▶ **Required work**: Find the lines below that contain the string "React". Copy each one.
---------- Raw data
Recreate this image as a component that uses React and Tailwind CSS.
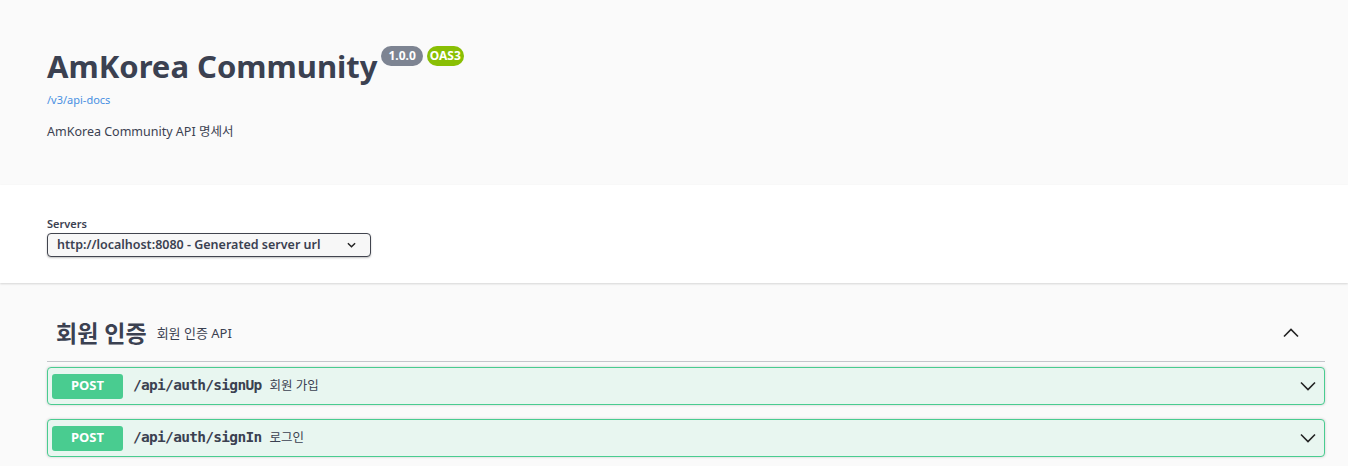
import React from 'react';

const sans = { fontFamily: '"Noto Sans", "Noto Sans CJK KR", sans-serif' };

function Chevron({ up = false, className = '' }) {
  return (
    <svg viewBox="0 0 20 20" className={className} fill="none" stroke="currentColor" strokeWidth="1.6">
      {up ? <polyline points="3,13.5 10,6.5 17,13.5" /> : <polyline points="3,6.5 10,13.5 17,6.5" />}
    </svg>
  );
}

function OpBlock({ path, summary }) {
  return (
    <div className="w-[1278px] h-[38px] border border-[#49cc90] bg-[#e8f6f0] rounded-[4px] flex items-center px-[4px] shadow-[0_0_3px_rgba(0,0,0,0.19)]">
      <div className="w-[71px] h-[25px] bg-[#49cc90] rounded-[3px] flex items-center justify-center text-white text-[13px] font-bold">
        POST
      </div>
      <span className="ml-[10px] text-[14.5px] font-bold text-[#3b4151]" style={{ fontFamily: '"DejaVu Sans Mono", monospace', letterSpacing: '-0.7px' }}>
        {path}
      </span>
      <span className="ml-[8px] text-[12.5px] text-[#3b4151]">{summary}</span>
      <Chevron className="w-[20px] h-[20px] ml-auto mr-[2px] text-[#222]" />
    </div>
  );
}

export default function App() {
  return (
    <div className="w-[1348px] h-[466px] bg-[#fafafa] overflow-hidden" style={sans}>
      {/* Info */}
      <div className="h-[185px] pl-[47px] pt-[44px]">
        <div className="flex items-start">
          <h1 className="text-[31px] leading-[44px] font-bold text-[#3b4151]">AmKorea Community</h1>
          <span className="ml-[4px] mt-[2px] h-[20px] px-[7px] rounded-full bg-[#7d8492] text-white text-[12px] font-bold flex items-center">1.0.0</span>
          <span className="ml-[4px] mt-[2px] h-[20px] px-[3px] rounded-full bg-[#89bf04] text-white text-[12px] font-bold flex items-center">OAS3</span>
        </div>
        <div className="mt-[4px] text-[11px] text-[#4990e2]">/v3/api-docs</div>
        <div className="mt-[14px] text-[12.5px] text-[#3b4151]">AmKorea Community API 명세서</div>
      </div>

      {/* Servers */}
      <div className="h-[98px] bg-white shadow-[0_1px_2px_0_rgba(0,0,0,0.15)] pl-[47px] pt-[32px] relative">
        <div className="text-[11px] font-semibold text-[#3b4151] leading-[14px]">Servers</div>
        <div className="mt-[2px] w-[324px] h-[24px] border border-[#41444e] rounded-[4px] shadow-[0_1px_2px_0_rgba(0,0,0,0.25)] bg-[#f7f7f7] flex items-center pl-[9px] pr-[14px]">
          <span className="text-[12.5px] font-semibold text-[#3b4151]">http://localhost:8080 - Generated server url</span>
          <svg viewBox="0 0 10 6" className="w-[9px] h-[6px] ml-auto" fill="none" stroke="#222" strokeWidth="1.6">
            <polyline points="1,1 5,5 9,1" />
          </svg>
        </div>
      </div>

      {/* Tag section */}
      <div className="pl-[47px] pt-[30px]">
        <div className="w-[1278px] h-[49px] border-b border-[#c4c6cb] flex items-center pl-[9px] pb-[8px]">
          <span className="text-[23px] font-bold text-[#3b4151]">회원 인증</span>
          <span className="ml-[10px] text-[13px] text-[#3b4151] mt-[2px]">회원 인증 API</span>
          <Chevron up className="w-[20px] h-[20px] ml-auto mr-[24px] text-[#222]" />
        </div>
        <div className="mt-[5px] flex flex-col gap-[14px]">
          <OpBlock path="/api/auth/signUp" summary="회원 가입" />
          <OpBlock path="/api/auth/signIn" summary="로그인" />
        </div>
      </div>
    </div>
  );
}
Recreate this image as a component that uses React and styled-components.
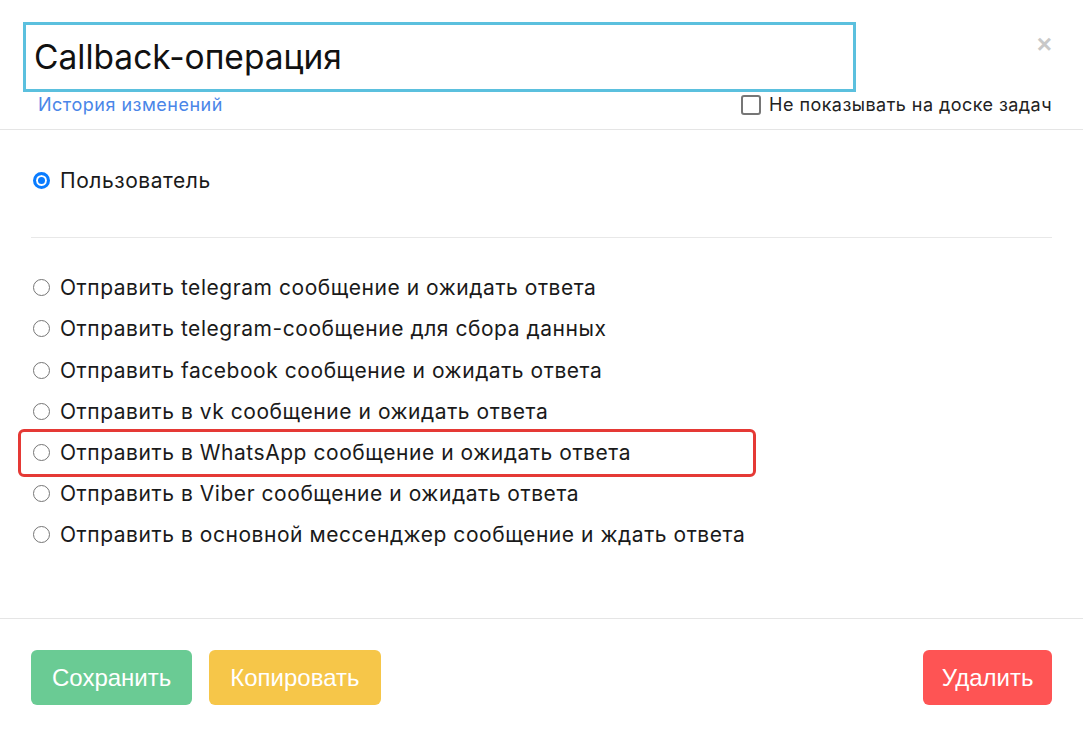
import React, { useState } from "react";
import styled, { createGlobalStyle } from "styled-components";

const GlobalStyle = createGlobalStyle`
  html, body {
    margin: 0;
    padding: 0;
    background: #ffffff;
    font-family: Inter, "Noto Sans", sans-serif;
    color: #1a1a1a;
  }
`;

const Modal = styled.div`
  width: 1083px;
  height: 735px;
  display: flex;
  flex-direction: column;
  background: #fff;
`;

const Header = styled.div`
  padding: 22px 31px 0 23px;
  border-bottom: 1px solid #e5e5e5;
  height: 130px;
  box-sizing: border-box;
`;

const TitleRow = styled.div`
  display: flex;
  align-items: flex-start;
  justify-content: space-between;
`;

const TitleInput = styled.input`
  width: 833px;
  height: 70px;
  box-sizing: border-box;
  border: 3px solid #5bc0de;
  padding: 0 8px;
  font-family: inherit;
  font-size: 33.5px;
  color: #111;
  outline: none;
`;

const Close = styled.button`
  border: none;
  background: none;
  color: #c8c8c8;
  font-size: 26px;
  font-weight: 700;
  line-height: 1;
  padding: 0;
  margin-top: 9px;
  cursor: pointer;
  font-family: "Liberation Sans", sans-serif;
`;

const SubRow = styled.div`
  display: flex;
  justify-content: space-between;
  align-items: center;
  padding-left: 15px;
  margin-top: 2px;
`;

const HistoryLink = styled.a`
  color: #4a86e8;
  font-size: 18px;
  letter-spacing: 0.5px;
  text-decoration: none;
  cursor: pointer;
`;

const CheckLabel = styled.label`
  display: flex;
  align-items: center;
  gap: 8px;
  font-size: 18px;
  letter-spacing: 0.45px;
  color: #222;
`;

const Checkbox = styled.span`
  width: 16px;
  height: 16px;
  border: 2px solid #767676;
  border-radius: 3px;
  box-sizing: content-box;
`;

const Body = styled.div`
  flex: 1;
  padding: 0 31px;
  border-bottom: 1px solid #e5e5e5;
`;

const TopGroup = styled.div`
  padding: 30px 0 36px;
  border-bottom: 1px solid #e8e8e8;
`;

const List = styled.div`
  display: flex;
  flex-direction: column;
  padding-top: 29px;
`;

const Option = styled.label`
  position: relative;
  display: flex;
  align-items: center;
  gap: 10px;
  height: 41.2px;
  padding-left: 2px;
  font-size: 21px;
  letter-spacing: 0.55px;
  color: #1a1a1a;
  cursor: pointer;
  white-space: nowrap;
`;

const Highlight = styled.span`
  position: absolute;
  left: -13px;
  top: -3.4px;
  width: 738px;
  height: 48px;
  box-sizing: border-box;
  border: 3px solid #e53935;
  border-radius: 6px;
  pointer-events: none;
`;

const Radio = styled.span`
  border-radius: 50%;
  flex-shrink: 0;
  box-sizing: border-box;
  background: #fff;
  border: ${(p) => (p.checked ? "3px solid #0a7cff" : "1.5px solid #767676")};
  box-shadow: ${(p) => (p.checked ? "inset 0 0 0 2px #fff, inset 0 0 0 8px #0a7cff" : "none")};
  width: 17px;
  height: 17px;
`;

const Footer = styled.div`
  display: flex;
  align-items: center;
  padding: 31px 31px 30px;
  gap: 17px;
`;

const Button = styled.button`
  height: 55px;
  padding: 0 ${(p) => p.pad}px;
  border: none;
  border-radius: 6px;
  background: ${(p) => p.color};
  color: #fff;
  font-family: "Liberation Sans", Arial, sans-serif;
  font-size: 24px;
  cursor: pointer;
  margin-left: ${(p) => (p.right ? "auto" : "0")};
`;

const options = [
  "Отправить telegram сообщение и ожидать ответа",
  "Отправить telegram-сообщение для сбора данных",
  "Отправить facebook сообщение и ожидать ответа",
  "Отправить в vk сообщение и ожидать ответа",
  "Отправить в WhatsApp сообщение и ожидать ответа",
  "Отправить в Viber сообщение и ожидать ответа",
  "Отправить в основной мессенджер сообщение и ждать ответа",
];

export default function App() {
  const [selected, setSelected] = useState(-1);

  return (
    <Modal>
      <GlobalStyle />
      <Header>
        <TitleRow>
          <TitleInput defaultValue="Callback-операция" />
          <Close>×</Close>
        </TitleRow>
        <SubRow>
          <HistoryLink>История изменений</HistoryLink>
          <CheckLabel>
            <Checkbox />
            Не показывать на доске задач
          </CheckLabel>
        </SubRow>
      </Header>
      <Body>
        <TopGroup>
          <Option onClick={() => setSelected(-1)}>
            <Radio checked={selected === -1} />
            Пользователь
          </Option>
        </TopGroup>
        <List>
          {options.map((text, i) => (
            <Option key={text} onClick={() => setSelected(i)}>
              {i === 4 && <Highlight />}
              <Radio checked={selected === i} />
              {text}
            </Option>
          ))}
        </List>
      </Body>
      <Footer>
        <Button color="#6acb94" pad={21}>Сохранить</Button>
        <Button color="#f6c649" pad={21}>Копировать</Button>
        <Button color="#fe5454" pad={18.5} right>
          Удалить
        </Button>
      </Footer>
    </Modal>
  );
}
--------------------
▶ **Reply to the task**:
Recreate this image as a component that uses React and Tailwind CSS.
import React from 'react';
Recreate this image as a component that uses React and styled-components.
import React, { useState } from "react";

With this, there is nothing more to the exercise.